It’s a proven fact.  Studies show that spending your hard-earned dollars on experiences makes you happier than spending those same dollars on “things”.

Is that always true, though?  I mean, there are some objects that open doors to future experiences.  I’d argue that makes them worth a lot more than the amount on the price tag.  Classic example: the backpack.

A brand new backpack with no dirt on it doesn’t immediately provide happiness. It incites dreams of future adventures, the freedom to travel anywhere, the ability to get away from it all, independence.

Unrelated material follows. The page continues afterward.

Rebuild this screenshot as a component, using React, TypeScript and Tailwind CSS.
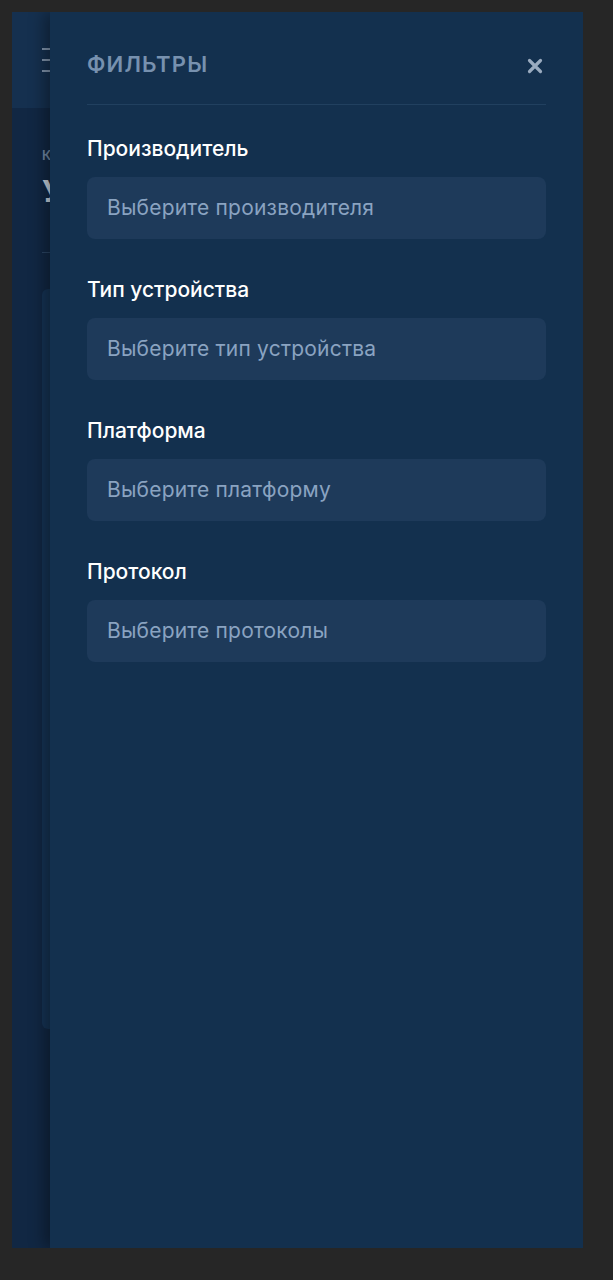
import React from "react";

const fields = [
  { label: "Производитель", placeholder: "Выберите производителя" },
  { label: "Тип устройства", placeholder: "Выберите тип устройства" },
  { label: "Платформа", placeholder: "Выберите платформу" },
  { label: "Протокол", placeholder: "Выберите протоколы" },
];

export default function App() {
  return (
    <div
      className="min-h-[1280px] w-full bg-[#262626] pl-[12px] pr-[30px] pt-[12px] pb-[32px]"
      style={{ fontFamily: 'Inter, "Noto Sans", sans-serif' }}
    >
      <div className="relative h-[1236px] w-[571px] overflow-hidden bg-[#112640]">
        {/* underlying page */}
        <div className="flex h-full flex-col">
          <div className="flex h-[96px] items-center bg-[#15304f] pl-[30px]">
            <div className="flex flex-col gap-[9px]">
              <div className="h-[2px] w-[12px] bg-[#7f93ab]" />
              <div className="h-[2px] w-[12px] bg-[#7f93ab]" />
              <div className="h-[2px] w-[12px] bg-[#7f93ab]" />
            </div>
          </div>
          <div className="flex flex-1 flex-col bg-[#112743] pl-[30px]">
            <div className="mt-[38px] text-[13px] font-semibold text-[#6f86a2]">К</div>
            <div className="mt-[10px] text-[30px] font-bold leading-none text-[#c9d3de]">У</div>
            <div className="mt-[46px] h-px w-full bg-[#2a4463]" />
            <div className="mt-[36px] h-[740px] w-full rounded-[6px] bg-[#153354]" />
          </div>
        </div>

        {/* drawer */}
        <div className="absolute right-0 top-0 bottom-0 w-[533px] bg-[#13304e] px-[37px] shadow-[-6px_0_14px_rgba(0,0,0,0.35)]">
          <div className="flex h-[93px] items-center justify-between border-b border-[#21405f] pt-[12px]">
            <div className="text-[22px] font-semibold leading-none tracking-[1.2px] text-[#7791af]">ФИЛЬТРЫ</div>
            <svg width="16" height="16" viewBox="0 0 16 16" className="mr-[3px] mt-[4px]">
              <path d="M2.5 2.5 L13.5 13.5 M13.5 2.5 L2.5 13.5" stroke="#9aabbf" strokeWidth="3.2" strokeLinecap="round" />
            </svg>
          </div>
          <div className="flex flex-col gap-[36px] pt-[29px]">
            {fields.map((f) => (
              <div key={f.label} className="flex flex-col">
                <div className="h-[29px] text-[21px] font-medium leading-[29px] text-white">
                  {f.label}
                </div>
                <div className="mt-[14px] flex h-[62px] items-center rounded-[8px] bg-[#1e3a5a] px-[20px] text-[21px] tracking-[0.2px] text-[#8aa3c1]">
                  {f.placeholder}
                </div>
              </div>
            ))}
          </div>
        </div>
      </div>
    </div>
  );
}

Soon enough, that sparkly new pack will earn its first flaw.  Maybe a rogue spark will land on it and melt a little black hole in it as you bond with your buddies around a campfire under the Milky Way in Yellowstone. The fabric might snag as you shimmy your way through an 18-inch slot canyon in Utah, fighting off claustrophobia.  Maybe a chipmunk will gnaw through it to get that one stupid peanut you accidentally left in the hood of the pack overnight.  However it happens, Congratulations!  That is now a memory that will come back to you every time you see that hole or stain.

Sitting around a campfire

It gets better (or worse, depending on your point of view).

That weird smell coming off your pack?  That’s the smell of the leftover spaghetti that you lugged around for 3 days because no one could finish it and you are a master at Leave No Trace ethics.  Or maybe it’s the remains of the dirty socks you had to carry around for a week. Ew. Either way, that weird smell becomes a bit…charming.  Nobody else will appreciate it, but that’s okay.  They just don’t understand.

After working in outdoor retail for over a decade, I can attest to the fact that nearly everyone develops an emotional attachment to their pack.  The older and grittier the pack, the more this rings true.  Customers would stop by the shop and gaze in awe at the wall of brand new backpacks, then run out to their car and bring in their old, ratty pack in just to show me what they had put it through.  “Can you believe that this pack once looked like those?!” they’d say, pointing at the pack wall. I completely understood – my own dirty, smelly pack was sitting in the gear closet at home, luring me to the next big adventure.

6 backpacks lined up against a tree in Utah

So yes, experiences ARE greater than things.  However, some things open the doors for you to have incredible experiences.  For this, we salute the humble backpack.  Eventually, we’ll forget how much we paid for you, but we’ll always remember the giraffe that tried to eat the shoulder strap in South Africa.  How could we forget?